* **Goal**
Search the material and gather each line with "index" in it.

_ _ _ _ _

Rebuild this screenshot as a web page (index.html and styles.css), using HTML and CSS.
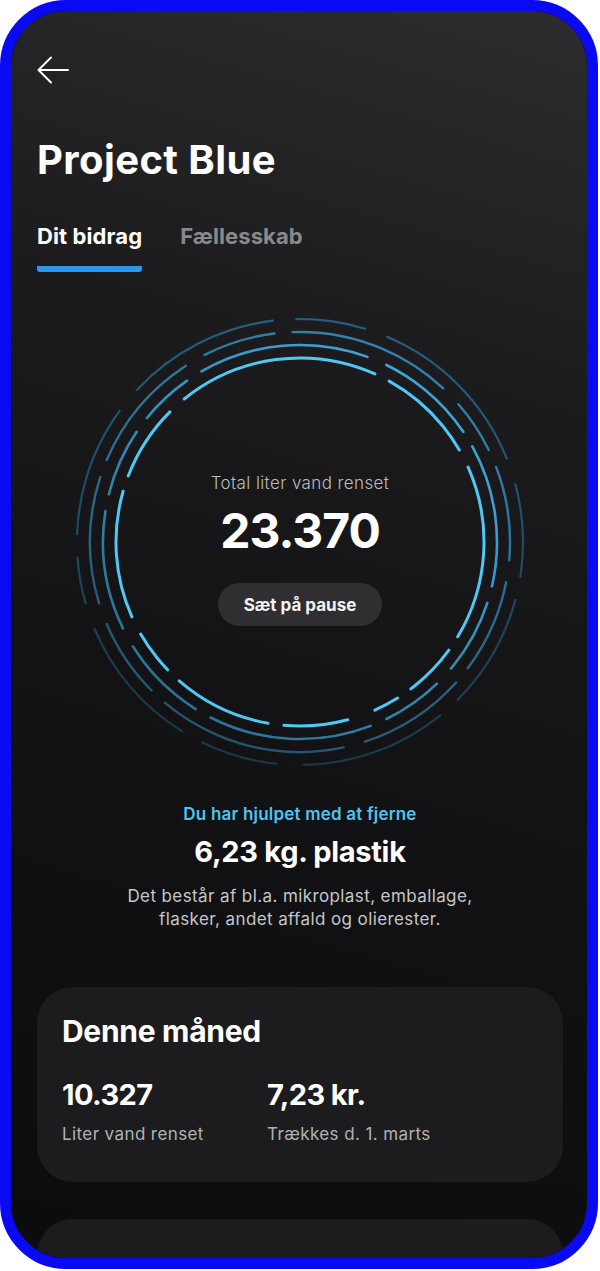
FILE: index.html
```html
<!DOCTYPE html>
<html lang="da">
<head>
	<meta charset="UTF-8" />
	<meta name="viewport" content="width=device-width, initial-scale=1.0" />
	<title>Project Blue</title>
	<link rel="stylesheet" href="styles.css">
</head>
<body>
	<div class="phone">
		<div class="screen">
			<header class="top">
				<button class="back" aria-label="Tilbage">
					<svg width="32" height="28" viewBox="0 0 32 28">
						<path d="M1.5 14 H31 M14 1.5 L1.5 14 L14 26.5" fill="none" stroke="#fff" stroke-width="2" stroke-linecap="round" stroke-linejoin="round"/>
					</svg>
				</button>
				<h1 class="title">Project Blue</h1>
				<nav class="tabs">
					<a class="tab active">Dit bidrag</a>
					<a class="tab">Fællesskab</a>
				</nav>
			</header>

			<section class="gauge">
				<svg class="rings" width="460" height="460" viewBox="0 0 460 460">
					<defs>
						<linearGradient id="g2" x1="0" y1="0" x2="0" y2="460" gradientUnits="userSpaceOnUse">
							<stop offset="0" stop-color="#2a6e92"/>
							<stop offset="1" stop-color="#3ea9dd"/>
						</linearGradient>
						<linearGradient id="g3" x1="0" y1="0" x2="0" y2="460" gradientUnits="userSpaceOnUse">
							<stop offset="0" stop-color="#22536c"/>
							<stop offset="1" stop-color="#3184b0"/>
						</linearGradient>
						<linearGradient id="g4" x1="0" y1="0" x2="0" y2="460" gradientUnits="userSpaceOnUse">
							<stop offset="0" stop-color="#1a3646"/>
							<stop offset="1" stop-color="#255f7f"/>
						</linearGradient>
					</defs>
					<!-- ringene tegnes med pathLength 360, så dash-værdierne er grader -->
					<circle cx="230" cy="230" r="223" pathLength="360" fill="none" stroke="url(#g4)" stroke-width="2.2" stroke-linecap="round"
						stroke-dasharray="28 7 40 6 18 6 45 7 24 6 30 6 38 7 20 6 35 7 12 6" transform="rotate(188 230 230)"/>
					<circle cx="230" cy="230" r="210" pathLength="360" fill="none" stroke="url(#g3)" stroke-width="2.4" stroke-linecap="round"
						stroke-dasharray="34 6 20 5 45 6 15 5 26 6 26 5 30 6 52 5 22 6 35 5" transform="rotate(203 230 230)"/>
					<circle cx="230" cy="230" r="197" pathLength="360" fill="none" stroke="url(#g2)" stroke-width="2.6" stroke-linecap="round"
						stroke-dasharray="16 5 50 6 30 5 42 5 22 6 18 5 48 5 26 6 35 5 20 5" transform="rotate(219 230 230)"/>
					<circle cx="230" cy="230" r="184" pathLength="360" fill="none" stroke="#4fc8f6" stroke-width="3" stroke-linecap="round"
						stroke-dasharray="63 5 31 6 55 5 17 5 8 9 20 5 31 5 14 6 40 5 24 6" transform="rotate(231 230 230)"/>
				</svg>
				<div class="gauge-info">
					<p class="gauge-label">Total liter vand renset</p>
					<p class="gauge-value">23.370</p>
					<button class="pause">Sæt på pause</button>
				</div>
			</section>

			<section class="impact">
				<p class="impact-lead">Du har hjulpet med at fjerne</p>
				<p class="impact-value">6,23 kg. plastik</p>
				<p class="impact-text">Det består af bl.a. mikroplast, emballage,<br>flasker, andet affald og olierester.</p>
			</section>

			<section class="card month">
				<h2 class="card-title">Denne måned</h2>
				<div class="stats">
					<div class="stat">
						<p class="stat-value">10.327</p>
						<p class="stat-label">Liter vand renset</p>
					</div>
					<div class="stat">
						<p class="stat-value">7,23 kr.</p>
						<p class="stat-label">Trækkes d. 1. marts</p>
					</div>
				</div>
			</section>

			<section class="card next"></section>
		</div>
	</div>
</body>
</html>
```

FILE: styles.css
```css
* {
	box-sizing: border-box;
}
body {
	margin: 0;
	background-color: #fff;
	font-family: Inter, "Noto Sans", sans-serif;
	color: #fff;
}
p, h1, h2 {
	margin: 0;
}
.phone {
	width: 598px;
	height: 1269px;
	border: 11px solid #0a0af2;
	border-radius: 66px;
	overflow: hidden;
	background-color: #0d0d0f;
}
.screen {
	height: 100%;
	padding: 45px 24px 0 26px;
	border-radius: 55px;
	overflow: hidden;
	background: linear-gradient(196deg, #2c2c2e 0%, #1b1b1d 30%, #131315 55%, #0c0c0e 100%);
}
.back {
	display: block;
	padding: 0;
	border: none;
	background: none;
	cursor: pointer;
}
.back svg {
	display: block;
}
.title {
	margin-top: 53px;
	font-size: 40px;
	line-height: 46px;
	font-weight: 700;
	letter-spacing: 0.4px;
}
.tabs {
	display: flex;
	gap: 38px;
	margin-top: 40px;
}
.tab {
	font-size: 22px;
	line-height: 26px;
	font-weight: 700;
	letter-spacing: 0.1px;
	color: #8a8a8c;
	padding-bottom: 17px;
	border-bottom: 6px solid transparent;
}
.tab.active {
	color: #fff;
	border-bottom-color: #2b97ee;
	border-radius: 0 0 3px 3px;
}
.gauge {
	display: grid;
	justify-items: center;
	margin-top: 40px;
}
.rings, .gauge-info {
	grid-area: 1 / 1;
}
.rings {
	display: block;
}
.gauge-info {
	display: flex;
	flex-direction: column;
	align-items: center;
	padding-top: 161px;
}
.gauge-label {
	font-size: 17px;
	line-height: 20px;
	font-weight: 300;
	letter-spacing: 0.4px;
	color: #bcbcbe;
}
.gauge-value {
	margin-top: 10px;
	font-size: 48px;
	line-height: 56px;
	font-weight: 700;
	letter-spacing: -1px;
}
.pause {
	margin-top: 24px;
	width: 164px;
	height: 43px;
	border: none;
	border-radius: 22px;
	background-color: #2f2f31;
	color: #f2f2f2;
	font-family: inherit;
	font-size: 17px;
	font-weight: 700;
	cursor: pointer;
}
.impact {
	text-align: center;
	margin-top: 31px;
}
.impact-lead {
	font-size: 17px;
	line-height: 22px;
	font-weight: 600;
	letter-spacing: 0.2px;
	color: #4dc4f2;
}
.impact-value {
	margin-top: 10px;
	font-size: 29px;
	line-height: 34px;
	font-weight: 700;
	letter-spacing: -0.3px;
}
.impact-text {
	margin-top: 16px;
	font-size: 17px;
	line-height: 23px;
	letter-spacing: 0.4px;
	color: #c6c6c8;
}
.card {
	border-radius: 36px;
	background-color: #1c1c1e;
}
.month {
	margin-top: 56px;
	height: 195px;
	padding: 26px 25px 0 25px;
}
.card-title {
	font-size: 30px;
	line-height: 36px;
	font-weight: 700;
	letter-spacing: -0.3px;
}
.stats {
	display: grid;
	grid-template-columns: 205px 1fr;
	margin-top: 28px;
}
.stat-value {
	font-size: 29px;
	line-height: 36px;
	font-weight: 700;
	letter-spacing: -0.6px;
}
.stat-label {
	margin-top: 10px;
	font-size: 17px;
	line-height: 22px;
	letter-spacing: 0.4px;
	color: #b2b2b4;
}
.next {
	margin-top: 37px;
	height: 140px;
}
```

_ _ _ _ _

* **Result**
Rebuild this screenshot as a web page (index.html and styles.css), using HTML and CSS.
FILE: index.html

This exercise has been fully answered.